Eleanor Roosevelt led by example in WWII by planting a victory garden on the White House front lawn to encourage all Americans to plant their own victory gardens. So, the question is who will lead us today?
Many are hoping it will be President Obama. I wrote about this in my post about the campaign to get a White House Garden planted. The non-profit group Eat the View is encouraging the President to replant a large organic victory garden on the White House Lawn with the produce going to the White House kitchen and to local food pantries. ***
The group sees this as not only a way for him to lead by example to meet the global challenges of food security, climate change, and energy independence, but to show how organic gardens improve individual health and ease the rising cost of food, just as they had done during WWI and WWII.
As those involved in the Eat the View campaign point out, it's not only the downturn in the economy that has led to this new "Victory Garden" movement. It comes from a renewed call for eating locally grown produce that has led this new movement over the past few years. It's only in the past year that it has gained momentum due to the current challenges Americans face in making ends meet.
Examples of this renewed interest in Victory Gardens can be found all across the nation. One of the most well known is the Victory Garden pilot project in San Francisco. Funded by the City of San Francisco, the project aims to turn backyards, rooftops, and unused land into organic gardens/city farms. For them, victory has been redefined to mean urban sustainability, with victory seen as growing food for increased local food security and reducing food miles.

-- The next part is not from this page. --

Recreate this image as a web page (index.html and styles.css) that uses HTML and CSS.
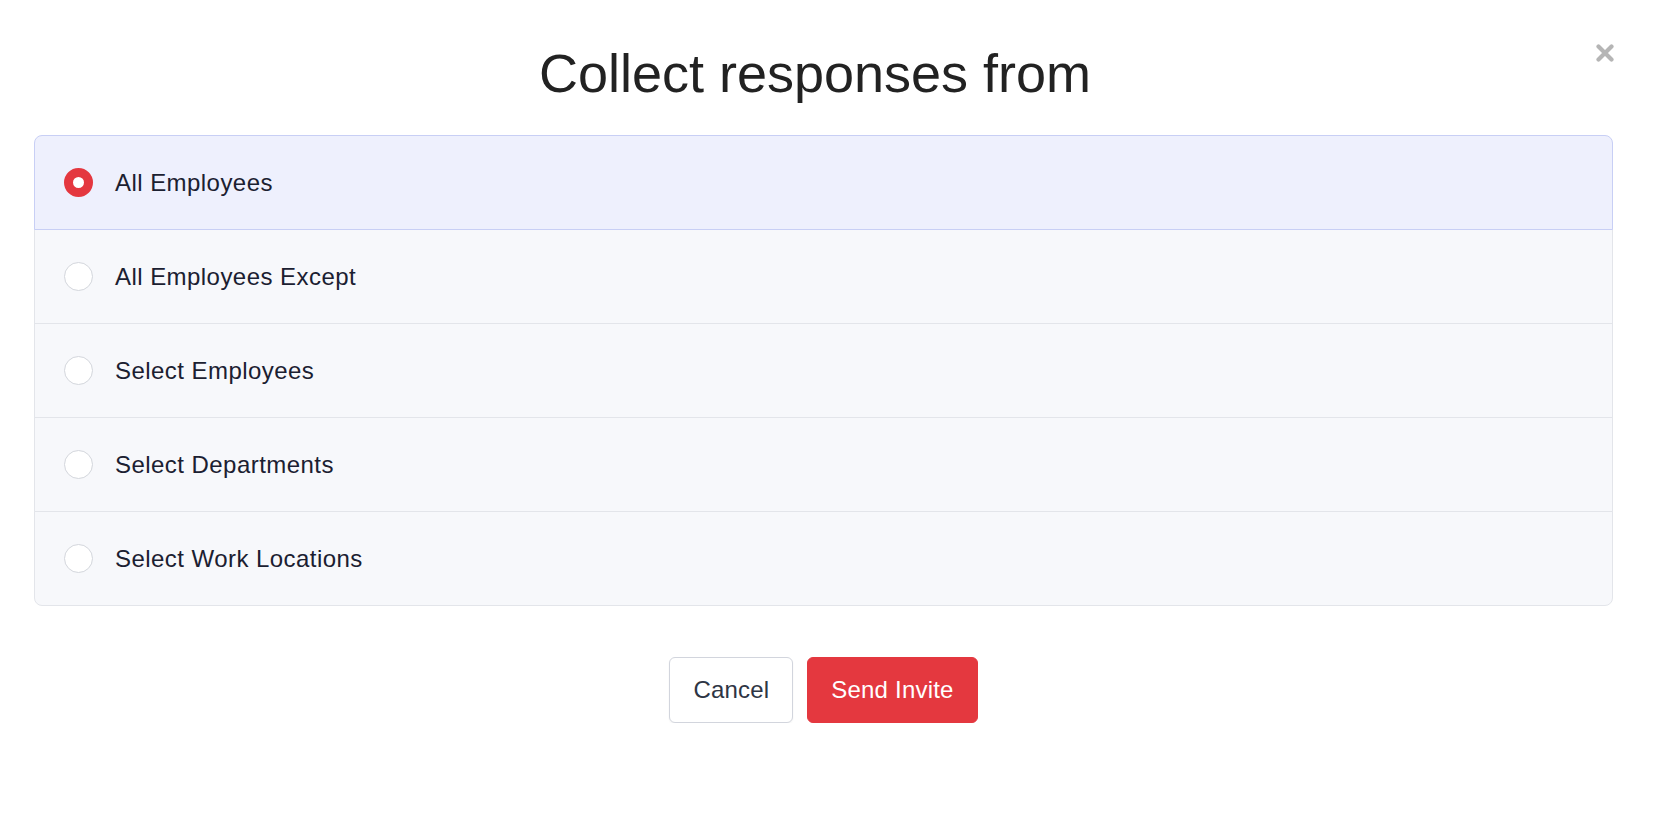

Last summer, Slow Food Nation, worked in collaboration with Victory Gardens 2008+ to plant a Victory Garden at San Francisco City Hall for Slow Food Nation. As stated on its web site, the group believes it has "heralded the era of self-sufficiency by creating an edible garden in the heart of San Francisco's Civic Center. Planted on the same site as the post-World War II gardens 60 years ago, the Slow Food Nation Victory Garden demonstrated the potential of a truly local agriculture practice, uniting and promoting Bay Area urban gardening organizations and producing fresh, healthy food for those in need."
As part of this, in November 2008, they donated over 1,000 pounds of fresh produce to those in need through a partnership with the San Francisco Food Bank.
Their work and efforts is something that I believe we should all aspire to achieve because it is possible and it is necessary.
***UPDATE, during the week of March 16, First Lady Michelle Obama broke ground on an organic garden at the White House!